Socketeer does not allow for different playstyles, and so it feels extremely repetitive. You can only choose one character that can only do two things – hack and run. Each level only features three or so robots to hack and only one or two have a ranged attack which is actually useful. The vast majority of the levels are pretty much exactly the same. If you get hurt, the only way to heal is to either find a recycling machine and throw a robot into it for some health, or moving to the next level with a robot and selling it for health. There is no reason to beat the game more than once other than to figure out what to do in the garden at the end (which I was unable to). The lack of items means that most of your runs will play out exactly the same.

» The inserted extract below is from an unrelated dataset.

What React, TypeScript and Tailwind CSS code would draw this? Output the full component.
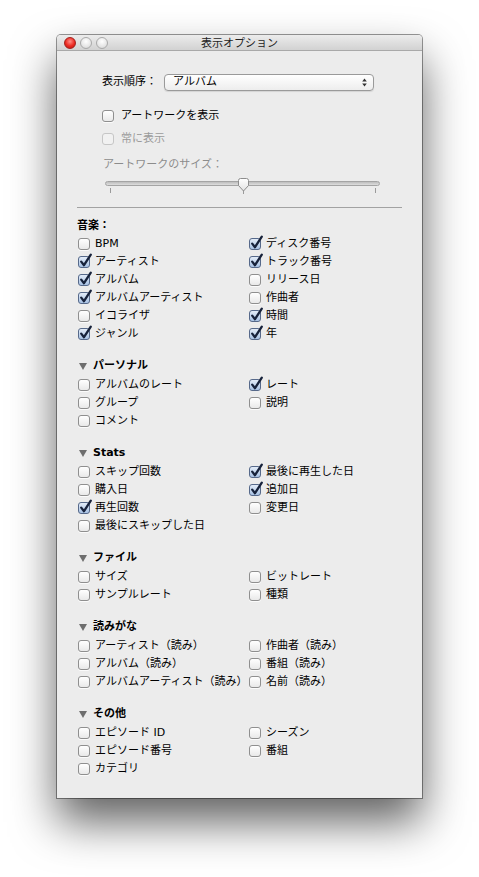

I did have fun using an exploit I later found where you can easily get an infinite amount of bombs and EMPs by repeatedly pressing the A button on a 360 controller after picking up one of those items. This led to some runs where I just rushed through the entire game EMPing everything in my way. For me, it was pure catharsis.

I found Socketeer to be somehow both very boring and very frustrating, though that’s not the say there is nothing good about it. I did like the simple and cute art style, most of the music and the concept of hacking robots. The concept has a lot of potential, but most of it is thrown away at this bare-bones attempt at a roguelike. I would honestly have liked this game so much more if it was a series of designed puzzles. Puzzles where you were given a goal and had to figure out in what order you should hack the enemies or whether you even needed to hack them. Puzzles where the focus was on pure risk-reward decision making and not random luck. Instead, Socketeer feels like it’s just trying to cash in on a trend. I can only recommend this game to those who want to prove to themselves that they can beat any challenge.

It should be noted that the developers have anounced that the game is getting more content, so it will most likely improve in the future.

Ofir reviewed Socketeer on Steam with a code provided by the developer.